--- INFORMATION SUPPLIED ---

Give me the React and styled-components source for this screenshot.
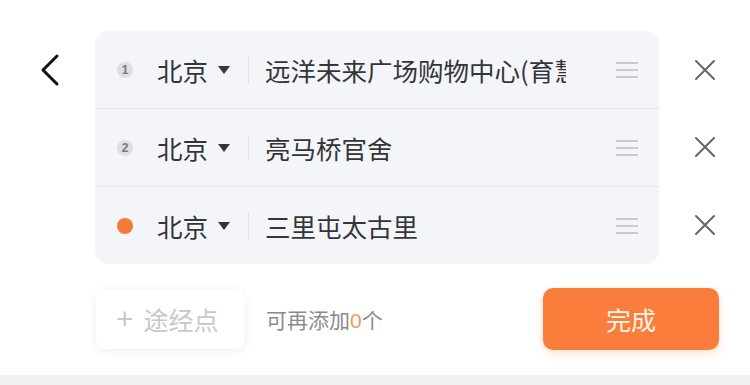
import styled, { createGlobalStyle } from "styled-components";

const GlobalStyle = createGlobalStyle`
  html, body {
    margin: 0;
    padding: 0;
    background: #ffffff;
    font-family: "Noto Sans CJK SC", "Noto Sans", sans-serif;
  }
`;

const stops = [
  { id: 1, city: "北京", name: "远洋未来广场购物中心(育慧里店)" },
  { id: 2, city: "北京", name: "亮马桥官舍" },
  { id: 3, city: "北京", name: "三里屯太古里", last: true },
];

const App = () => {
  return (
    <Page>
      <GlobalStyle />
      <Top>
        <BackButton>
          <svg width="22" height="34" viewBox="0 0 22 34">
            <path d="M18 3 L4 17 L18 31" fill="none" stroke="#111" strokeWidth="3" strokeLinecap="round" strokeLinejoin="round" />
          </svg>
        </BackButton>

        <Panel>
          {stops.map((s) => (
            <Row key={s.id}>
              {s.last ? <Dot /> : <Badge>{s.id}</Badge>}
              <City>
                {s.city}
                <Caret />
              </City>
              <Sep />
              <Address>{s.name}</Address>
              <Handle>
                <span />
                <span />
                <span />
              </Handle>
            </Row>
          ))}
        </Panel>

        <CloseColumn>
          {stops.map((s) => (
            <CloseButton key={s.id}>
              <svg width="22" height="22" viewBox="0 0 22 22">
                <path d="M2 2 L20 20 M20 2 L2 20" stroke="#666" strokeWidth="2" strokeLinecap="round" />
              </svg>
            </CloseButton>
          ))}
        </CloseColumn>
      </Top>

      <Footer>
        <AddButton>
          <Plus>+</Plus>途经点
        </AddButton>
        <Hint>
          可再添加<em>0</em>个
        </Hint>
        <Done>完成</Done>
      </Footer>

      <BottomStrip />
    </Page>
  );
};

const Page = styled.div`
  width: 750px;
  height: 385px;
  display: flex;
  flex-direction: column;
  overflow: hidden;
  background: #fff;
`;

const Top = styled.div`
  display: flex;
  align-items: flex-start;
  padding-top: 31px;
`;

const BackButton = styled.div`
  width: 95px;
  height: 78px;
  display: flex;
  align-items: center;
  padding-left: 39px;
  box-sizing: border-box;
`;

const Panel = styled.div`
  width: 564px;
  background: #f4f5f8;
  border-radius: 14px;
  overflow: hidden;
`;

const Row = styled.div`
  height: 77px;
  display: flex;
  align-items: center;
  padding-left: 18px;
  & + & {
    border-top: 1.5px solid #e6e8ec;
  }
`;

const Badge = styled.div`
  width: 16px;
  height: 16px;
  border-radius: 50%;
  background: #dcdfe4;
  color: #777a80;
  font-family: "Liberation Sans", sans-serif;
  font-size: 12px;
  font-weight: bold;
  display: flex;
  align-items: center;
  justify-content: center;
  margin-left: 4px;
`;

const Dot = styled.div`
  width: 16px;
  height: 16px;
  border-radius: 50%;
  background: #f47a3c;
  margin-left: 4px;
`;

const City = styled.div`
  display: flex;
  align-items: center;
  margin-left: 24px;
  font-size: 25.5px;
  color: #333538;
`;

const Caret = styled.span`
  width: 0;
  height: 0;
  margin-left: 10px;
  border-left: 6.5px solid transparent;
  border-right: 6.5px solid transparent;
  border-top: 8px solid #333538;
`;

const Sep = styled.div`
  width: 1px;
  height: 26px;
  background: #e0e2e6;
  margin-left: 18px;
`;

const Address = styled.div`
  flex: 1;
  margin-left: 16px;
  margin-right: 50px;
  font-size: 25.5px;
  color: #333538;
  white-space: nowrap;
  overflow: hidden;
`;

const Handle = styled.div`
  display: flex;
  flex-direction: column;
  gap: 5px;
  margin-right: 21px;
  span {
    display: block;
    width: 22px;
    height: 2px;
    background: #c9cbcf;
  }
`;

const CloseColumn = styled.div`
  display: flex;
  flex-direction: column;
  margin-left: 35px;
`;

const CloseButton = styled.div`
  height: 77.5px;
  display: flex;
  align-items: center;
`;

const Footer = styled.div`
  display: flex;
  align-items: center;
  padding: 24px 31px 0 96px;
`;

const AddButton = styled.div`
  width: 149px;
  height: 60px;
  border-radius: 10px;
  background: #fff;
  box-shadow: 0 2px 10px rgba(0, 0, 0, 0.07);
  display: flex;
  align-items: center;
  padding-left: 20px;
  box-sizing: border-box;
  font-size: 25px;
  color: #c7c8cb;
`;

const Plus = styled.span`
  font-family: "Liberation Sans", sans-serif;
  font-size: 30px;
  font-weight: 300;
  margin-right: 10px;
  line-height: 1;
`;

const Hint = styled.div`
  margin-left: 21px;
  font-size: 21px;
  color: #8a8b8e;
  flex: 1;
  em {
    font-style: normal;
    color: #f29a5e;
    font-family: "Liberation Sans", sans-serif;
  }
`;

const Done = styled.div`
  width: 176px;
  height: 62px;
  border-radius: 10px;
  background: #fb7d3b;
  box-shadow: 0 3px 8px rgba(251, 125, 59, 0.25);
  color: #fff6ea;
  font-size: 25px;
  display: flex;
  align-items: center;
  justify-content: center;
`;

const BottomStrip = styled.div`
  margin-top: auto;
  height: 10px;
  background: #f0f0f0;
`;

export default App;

---

> [GIVEN REQUEST]
Reproduce exactly the run of lines that opens the listing and closes with the line holding "</BackButton>". Pictures are excluded.

> [TASK SOLUTION]
Give me the React and styled-components source for this screenshot.
import styled, { createGlobalStyle } from "styled-components";

const GlobalStyle = createGlobalStyle`
  html, body {
    margin: 0;
    padding: 0;
    background: #ffffff;
    font-family: "Noto Sans CJK SC", "Noto Sans", sans-serif;
  }
`;

const stops = [
  { id: 1, city: "北京", name: "远洋未来广场购物中心(育慧里店)" },
  { id: 2, city: "北京", name: "亮马桥官舍" },
  { id: 3, city: "北京", name: "三里屯太古里", last: true },
];

const App = () => {
  return (
    <Page>
      <GlobalStyle />
      <Top>
        <BackButton>
          <svg width="22" height="34" viewBox="0 0 22 34">
            <path d="M18 3 L4 17 L18 31" fill="none" stroke="#111" strokeWidth="3" strokeLinecap="round" strokeLinejoin="round" />
          </svg>
        </BackButton>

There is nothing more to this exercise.